**Task requirements**: Go through the listing and set it down exactly, leaving out its pictures.

**Data**:
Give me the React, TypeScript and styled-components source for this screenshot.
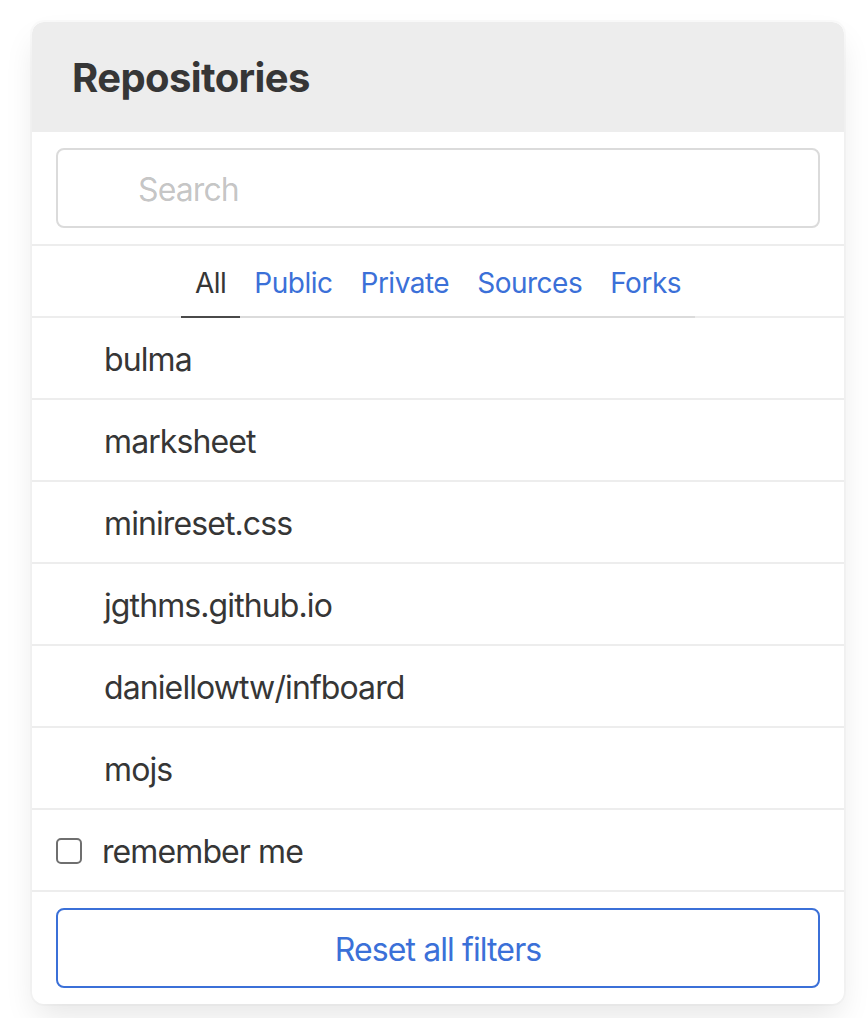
import React from "react";
import styled, { createGlobalStyle } from "styled-components";

const Global = createGlobalStyle`
  html, body { margin: 0; padding: 0; background: #fff; }
  body { font-family: Inter, "Open Sans", "Liberation Sans", sans-serif; color: #363636; }
  * { box-sizing: border-box; }
`;

const Page = styled.div`
  padding: 22px 24px 14px 32px;
`;

const Panel = styled.nav`
  border-radius: 12px;
  background: #fff;
  box-shadow: 0 16px 32px -4px rgba(10, 10, 10, 0.1), 0 0 0 2px rgba(10, 10, 10, 0.02);
  font-size: 32px;
  letter-spacing: -0.9px;
  overflow: hidden;
`;

const Heading = styled.p`
  margin: 0;
  background: #ededed;
  border-radius: 12px 12px 0 0;
  color: #363636;
  font-size: 40px;
  font-weight: 700;
  line-height: 1.25;
  padding: 31px 40px 29px;
  letter-spacing: -0.6px;
`;

const Block = styled.div<{ $text?: boolean }>`
  display: flex;
  align-items: center;
  justify-content: flex-start;
  padding: ${(p) => (p.$text ? "18px 24px 14px" : "16px 24px")};
  border-bottom: 2px solid #ededed;
  color: #363636;
  line-height: 1.5;
  &:last-child { border-bottom: none; }
`;

const LabelBlock = styled.label`
  display: flex;
  align-items: center;
  padding: 18px 24px 14px;
  border-bottom: 2px solid #ededed;
  color: #363636;
  line-height: 1.5;
  cursor: pointer;
`;

const SearchInput = styled.input`
  width: 100%;
  height: 80px;
  border: 2px solid #dbdbdb;
  border-radius: 8px;
  padding: 2px 22px 0 80px;
  font-family: inherit;
  font-size: 32px;
  letter-spacing: -0.9px;
  color: #363636;
  outline: none;
  &::placeholder { color: rgba(54, 54, 54, 0.3); }
`;

const Tabs = styled.p`
  margin: 0;
  display: flex;
  justify-content: center;
  align-items: flex-end;
  font-size: 28px;
  letter-spacing: -0.5px;
  line-height: 1.5;
  border-bottom: 2px solid #ededed;
`;

const Tab = styled.a<{ $active?: boolean }>`
  padding: 16px 14px 12px;
  margin-bottom: -2px;
  border-bottom: 2px solid ${(p) => (p.$active ? "#4a4a4a" : "#dbdbdb")};
  color: ${(p) => (p.$active ? "#363636" : "#3b70d8")};
  text-decoration: none;
  cursor: pointer;
`;

const Icon = styled.span`
  display: inline-block;
  width: 28px;
  height: 28px;
  margin-right: 20px;
  flex: none;
`;

const Check = styled.input`
  appearance: none;
  width: 26px;
  height: 26px;
  margin: -2px 20px 0 0;
  border: 2px solid #6f6f6f;
  border-radius: 5px;
  background: #fff;
  flex: none;
`;

const ResetButton = styled.button`
  width: 100%;
  height: 80px;
  border: 2px solid #3b70d8;
  border-radius: 8px;
  background: #fff;
  color: #3b70d8;
  font-family: inherit;
  font-size: 32px;
  letter-spacing: -0.9px;
  padding-top: 3px;
  cursor: pointer;
`;

const repos = [
  "bulma",
  "marksheet",
  "minireset.css",
  "jgthms.github.io",
  "daniellowtw/infboard",
  "mojs",
];

const tabs = ["All", "Public", "Private", "Sources", "Forks"];

export default function App() {
  return (
    <>
      <Global />
      <Page>
        <Panel>
          <Heading>Repositories</Heading>
          <Block>
            <SearchInput type="text" placeholder="Search" />
          </Block>
          <Tabs>
            {tabs.map((t, i) => (
              <Tab key={t} $active={i === 0}>
                {t}
              </Tab>
            ))}
          </Tabs>
          {repos.map((r) => (
            <Block key={r} $text>
              <Icon />
              {r}
            </Block>
          ))}
          <LabelBlock>
            <Check type="checkbox" />
            remember me
          </LabelBlock>
          <Block>
            <ResetButton>Reset all filters</ResetButton>
          </Block>
        </Panel>
      </Page>
    </>
  );
}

**Result below**:
Give me the React, TypeScript and styled-components source for this screenshot.
import React from "react";
import styled, { createGlobalStyle } from "styled-components";

const Global = createGlobalStyle`
  html, body { margin: 0; padding: 0; background: #fff; }
  body { font-family: Inter, "Open Sans", "Liberation Sans", sans-serif; color: #363636; }
  * { box-sizing: border-box; }
`;

const Page = styled.div`
  padding: 22px 24px 14px 32px;
`;

const Panel = styled.nav`
  border-radius: 12px;
  background: #fff;
  box-shadow: 0 16px 32px -4px rgba(10, 10, 10, 0.1), 0 0 0 2px rgba(10, 10, 10, 0.02);
  font-size: 32px;
  letter-spacing: -0.9px;
  overflow: hidden;
`;

const Heading = styled.p`
  margin: 0;
  background: #ededed;
  border-radius: 12px 12px 0 0;
  color: #363636;
  font-size: 40px;
  font-weight: 700;
  line-height: 1.25;
  padding: 31px 40px 29px;
  letter-spacing: -0.6px;
`;

const Block = styled.div<{ $text?: boolean }>`
  display: flex;
  align-items: center;
  justify-content: flex-start;
  padding: ${(p) => (p.$text ? "18px 24px 14px" : "16px 24px")};
  border-bottom: 2px solid #ededed;
  color: #363636;
  line-height: 1.5;
  &:last-child { border-bottom: none; }
`;

const LabelBlock = styled.label`
  display: flex;
  align-items: center;
  padding: 18px 24px 14px;
  border-bottom: 2px solid #ededed;
  color: #363636;
  line-height: 1.5;
  cursor: pointer;
`;

const SearchInput = styled.input`
  width: 100%;
  height: 80px;
  border: 2px solid #dbdbdb;
  border-radius: 8px;
  padding: 2px 22px 0 80px;
  font-family: inherit;
  font-size: 32px;
  letter-spacing: -0.9px;
  color: #363636;
  outline: none;
  &::placeholder { color: rgba(54, 54, 54, 0.3); }
`;

const Tabs = styled.p`
  margin: 0;
  display: flex;
  justify-content: center;
  align-items: flex-end;
  font-size: 28px;
  letter-spacing: -0.5px;
  line-height: 1.5;
  border-bottom: 2px solid #ededed;
`;

const Tab = styled.a<{ $active?: boolean }>`
  padding: 16px 14px 12px;
  margin-bottom: -2px;
  border-bottom: 2px solid ${(p) => (p.$active ? "#4a4a4a" : "#dbdbdb")};
  color: ${(p) => (p.$active ? "#363636" : "#3b70d8")};
  text-decoration: none;
  cursor: pointer;
`;

const Icon = styled.span`
  display: inline-block;
  width: 28px;
  height: 28px;
  margin-right: 20px;
  flex: none;
`;

const Check = styled.input`
  appearance: none;
  width: 26px;
  height: 26px;
  margin: -2px 20px 0 0;
  border: 2px solid #6f6f6f;
  border-radius: 5px;
  background: #fff;
  flex: none;
`;

const ResetButton = styled.button`
  width: 100%;
  height: 80px;
  border: 2px solid #3b70d8;
  border-radius: 8px;
  background: #fff;
  color: #3b70d8;
  font-family: inherit;
  font-size: 32px;
  letter-spacing: -0.9px;
  padding-top: 3px;
  cursor: pointer;
`;

const repos = [
  "bulma",
  "marksheet",
  "minireset.css",
  "jgthms.github.io",
  "daniellowtw/infboard",
  "mojs",
];

const tabs = ["All", "Public", "Private", "Sources", "Forks"];

export default function App() {
  return (
    <>
      <Global />
      <Page>
        <Panel>
          <Heading>Repositories</Heading>
          <Block>
            <SearchInput type="text" placeholder="Search" />
          </Block>
          <Tabs>
            {tabs.map((t, i) => (
              <Tab key={t} $active={i === 0}>
                {t}
              </Tab>
            ))}
          </Tabs>
          {repos.map((r) => (
            <Block key={r} $text>
              <Icon />
              {r}
            </Block>
          ))}
          <LabelBlock>
            <Check type="checkbox" />
            remember me
          </LabelBlock>
          <Block>
            <ResetButton>Reset all filters</ResetButton>
          </Block>
        </Panel>
      </Page>
    </>
  );
}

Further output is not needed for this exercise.